Our supreme court has held that where “the facts alleged are broad enough to warrant relief, it matters not how narrow the specific prayer may be if the bill contains a prayer for general relief.”  McMaster v. Strickland, 322 S.C. 451, 454, 472 S.E.2d 623, 625 (1996) (citing Mortgage Loan Co. v. Townsend, 156 S.C. 203, 152 S.E. 878 (1930)).  In addition to a prayer for dissolution and winding up of the Firm’s business and affairs, Biel’s complaint also contains a prayer for general relief.  Furthermore, the factual allegations of the complaint regarding dissolution of the Firm support the special referee’s division of fees in this manner.  Thus, we find the relief granted was appropriate.
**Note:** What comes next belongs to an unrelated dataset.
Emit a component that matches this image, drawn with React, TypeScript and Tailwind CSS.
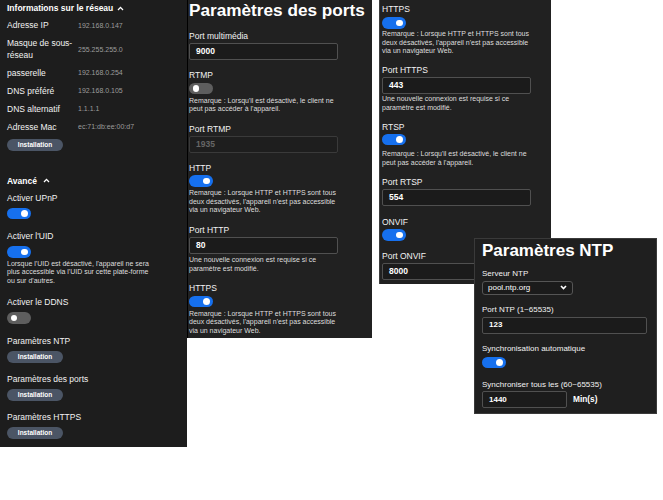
import React from "react";

function ChevronUp() {
  return (
    <svg width="7" height="5" viewBox="0 0 7 5" className="shrink-0">
      <polyline points="1,4 3.5,1.4 6,4" fill="none" stroke="#ffffff" strokeWidth="1.3" />
    </svg>
  );
}

function ChevronDown() {
  return (
    <svg width="7" height="5" viewBox="0 0 7 5" className="shrink-0">
      <polyline points="1,1 3.5,3.6 6,1" fill="none" stroke="#ffffff" strokeWidth="1.6" />
    </svg>
  );
}

function Toggle({ on, className = "" }: { on: boolean; className?: string }) {
  return (
    <div className={className}>
      <div
        className={
          on
            ? "flex h-[11.5px] w-[24px] items-center justify-end rounded-full bg-[#1670ee] px-[3.5px]"
            : "flex h-[11.5px] w-[24px] items-center justify-start rounded-full bg-[#5e5e5e] px-[3.5px]"
        }
      >
        <div className="h-[6.5px] w-[6.5px] rounded-full bg-white" />
      </div>
    </div>
  );
}

function Label({ children, className = "" }: { children: React.ReactNode; className?: string }) {
  return (
    <div className={`whitespace-nowrap text-[8.5px] leading-[11px] text-[#f2f2f2] ${className}`}>{children}</div>
  );
}

function Remark({ lines, className = "" }: { lines: string[]; className?: string }) {
  return (
    <div className={`whitespace-nowrap text-[7px] leading-[8.5px] text-[#dedede] ${className}`}>
      {lines.map((l, i) => (
        <div key={i}>{l}</div>
      ))}
    </div>
  );
}

function Field({ value, disabled = false, className = "" }: { value: string; disabled?: boolean; className?: string }) {
  return (
    <div className={className}>
      <div
        className={
          disabled
            ? "flex h-[17px] w-[149px] items-center rounded-[2px] border border-[#3a3a3a] bg-[#1e1e1e] pl-[6px] text-[8.5px] font-bold text-[#666666]"
            : "flex h-[17px] w-[149px] items-center rounded-[2px] border border-[#505050] bg-[#1b1b1b] pl-[6px] text-[8.5px] font-bold text-white"
        }
      >
        {value}
      </div>
    </div>
  );
}

function InstallBtn({ className = "" }: { className?: string }) {
  return (
    <div className={className}>
      <div className="flex h-[12px] w-[56px] items-center justify-center rounded-full bg-[#4b5565] text-[6.5px] font-bold text-white">
        Installation
      </div>
    </div>
  );
}

const httpRemark = [
  "Remarque : Lorsque HTTP et HTTPS sont tous",
  "deux désactivés, l'appareil n'est pas accessible",
  "via un navigateur Web.",
];
const clientRemark = ["Remarque : Lorsqu'il est désactivé, le client ne", "peut pas accéder à l'appareil."];
const reconnRemark = ["Une nouvelle connexion est requise si ce", "paramètre est modifié."];

function LeftPanel() {
  const rows: [string, string][] = [
    ["Adresse IP", "192.168.0.147"],
    ["Masque de sous-réseau", "255.255.255.0"],
    ["passerelle", "192.168.0.254"],
    ["DNS préféré", "192.168.0.105"],
    ["DNS alternatif", "1.1.1.1"],
    ["Adresse Mac", "ec:71:db:ee:00:d7"],
  ];
  return (
    <div className="absolute left-0 top-0 flex h-[447px] w-[187px] flex-col bg-[#1d1d1d] px-[7px] pt-[2px]">
      <div className="flex h-[12px] items-center gap-[3.5px] whitespace-nowrap text-[8.5px] font-bold leading-[12px] text-white">
        <span>Informations sur le réseau</span>
        <ChevronUp />
      </div>
      <div className="mt-[6.25px] flex flex-col gap-[6.5px]">
        {rows.map(([l, v]) => (
          <div key={l} className="flex items-center">
            <div className="w-[71px] shrink-0 text-[8.5px] leading-[11.5px] text-[#f2f2f2]">{l}</div>
            <div className="whitespace-nowrap text-[7px] text-[#9c9c9c]">{v}</div>
          </div>
        ))}
      </div>
      <InstallBtn className="mt-[5.75px]" />

      <div className="mt-[23.7px] flex h-[12px] items-center gap-[6px] text-[8.5px] font-bold leading-[12px] text-white">
        <span>Avancé</span>
        <ChevronUp />
      </div>
      <Label className="mt-[6px]">Activer UPnP</Label>
      <Toggle on className="mt-[4px]" />
      <Label className="mt-[12px]">Activer l'UID</Label>
      <Toggle on className="mt-[4px]" />
      <Remark
        className="mt-[2px]"
        lines={[
          "Lorsque l'UID est désactivé, l'appareil ne sera",
          "plus accessible via l'UID sur cette plate-forme",
          "ou sur d'autres.",
        ]}
      />
      <Label className="mt-[12px]">Activer le DDNS</Label>
      <Toggle on={false} className="mt-[4px]" />
      <Label className="mt-[12px]">Paramètres NTP</Label>
      <InstallBtn className="mt-[4px]" />
      <Label className="mt-[11px]">Paramètres des ports</Label>
      <InstallBtn className="mt-[4px]" />
      <Label className="mt-[11px]">Paramètres HTTPS</Label>
      <InstallBtn className="mt-[4px]" />
    </div>
  );
}

function PortsPanel() {
  return (
    <div className="absolute left-[187px] top-0 flex h-[338px] w-[185px] flex-col border-l border-black bg-[#212121] pl-[1px]">
      <div className="whitespace-nowrap text-[17.2px] font-bold leading-[21px] text-white">Paramètres des ports</div>
      <Label className="mt-[9.5px]">Port multimédia</Label>
      <Field value="9000" className="mt-[1px]" />
      <Label className="mt-[10.5px]">RTMP</Label>
      <Toggle on={false} className="mt-[1.5px]" />
      <Remark className="mt-[2.5px]" lines={clientRemark} />
      <Label className="mt-[10px]">Port RTMP</Label>
      <Field value="1935" disabled className="mt-[1px]" />
      <Label className="mt-[10px]">HTTP</Label>
      <Toggle on className="mt-[1.5px]" />
      <Remark className="mt-[2.5px]" lines={httpRemark} />
      <Label className="mt-[10.5px]">Port HTTP</Label>
      <Field value="80" className="mt-[1px]" />
      <Remark className="mt-[2px]" lines={reconnRemark} />
      <Label className="mt-[10px]">HTTPS</Label>
      <Toggle on className="mt-[1.5px]" />
      <Remark className="mt-[2.5px]" lines={httpRemark} />
    </div>
  );
}

function RightPortsPanel() {
  return (
    <div className="absolute left-[379px] top-0 flex h-[284px] w-[172px] flex-col border-l border-[#3d3d3d] bg-[#212121] pl-[2px] pt-[4px]">
      <Label>HTTPS</Label>
      <Toggle on className="mt-[2px]" />
      <Remark className="mt-[1.5px]" lines={httpRemark} />
      <Label className="mt-[9.5px]">Port HTTPS</Label>
      <Field value="443" className="mt-[1px]" />
      <Remark className="mt-[1px]" lines={reconnRemark} />
      <Label className="mt-[9.5px]">RTSP</Label>
      <Toggle on className="mt-[1px]" />
      <Remark className="mt-[5px]" lines={clientRemark} />
      <Label className="mt-[9.5px]">Port RTSP</Label>
      <Field value="554" className="mt-[1px]" />
      <Label className="mt-[11px]">ONVIF</Label>
      <Toggle on className="mt-[1.5px]" />
      <Label className="mt-[10px]">Port ONVIF</Label>
      <Field value="8000" className="mt-[1px]" />
    </div>
  );
}

function NtpPanel() {
  return (
    <div className="absolute left-[474px] top-[238px] flex h-[176px] w-[183px] flex-col border border-[#3a3a3a] bg-[#1f1f1f] px-[7px] pt-[1.8px]">
      <div className="whitespace-nowrap text-[17px] font-bold leading-[20px] text-white">Paramètres NTP</div>
      <div className="mt-[8.2px] whitespace-nowrap text-[8px] leading-[10px] text-[#f2f2f2]">Serveur NTP</div>
      <div className="mt-[1.7px] flex h-[14px] w-[91px] items-center justify-between rounded-[3px] border border-[#555555] bg-[#1b1b1b] pl-[5px] pr-[5px] text-[8px] text-white">
        <span>pool.ntp.org</span>
        <ChevronDown />
      </div>
      <div className="mt-[10.7px] whitespace-nowrap text-[8px] leading-[10px] text-[#f2f2f2]">Port NTP (1~65535)</div>
      <div className="mt-[1.7px] flex h-[16.6px] w-[165px] items-center rounded-[2px] border border-[#505050] bg-[#1b1b1b] pl-[6px] text-[8px] font-bold text-white">
        123
      </div>
      <div className="mt-[10.7px] whitespace-nowrap text-[8px] leading-[10px] text-[#f2f2f2]">Synchronisation automatique</div>
      <div className="mt-[2.7px]">
        <div className="flex h-[11px] w-[24px] items-center justify-end rounded-full bg-[#1670ee] px-[3.5px]">
          <div className="h-[6.5px] w-[6.5px] rounded-full bg-white" />
        </div>
      </div>
      <div className="mt-[11.6px] whitespace-nowrap text-[8px] leading-[10px] text-[#f2f2f2]">
        Synchroniser tous les (60~65535)
      </div>
      <div className="mt-[1.4px] flex items-center gap-[6px]">
        <div className="flex h-[17px] w-[85px] items-center rounded-[2px] border border-[#505050] bg-[#1b1b1b] pl-[6px] text-[8px] font-bold text-white">
          1440
        </div>
        <span className="text-[8.3px] font-bold text-white">Min(s)</span>
      </div>
    </div>
  );
}

export default function App() {
  return (
    <div className="relative h-[500px] w-[663px] overflow-hidden bg-white font-['Liberation_Sans',Arial,sans-serif]">
      <LeftPanel />
      <PortsPanel />
      <RightPortsPanel />
      <NtpPanel />
    </div>
  );
}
For the foregoing reasons, the order of the special referee is



[1] The fee for Southwind II was split between Clark and the Mullen firm, which was associated by Clark and/or the Firm to assist in handling the case.  The $203,291.91 reflects the amount received by Clark after paying 50% of the fee to the Mullen firm.

[2] The balance retained reflects the amount of the fee received after paying the Mullen firm’s fees and expenses. 

[3] None of the clients in the three cases at issue testified at the hearing. 

[4] We find it essential to note that pursuant to Rule 1.16 of the Rules of Professional Conduct, the right to discharge a lawyer at any time, with or without cause, lies solely with the client.  As such, any indication that the clients in these matters did in fact discharge the Firm from representation would significantly impact the decision in this case.  However, the record is deficient of any writing, testimony, or other evidence from the client to show the client’s intent in these three cases.  Thus, absent a showing that the clients directed otherwise, we cannot find error based on this allegation.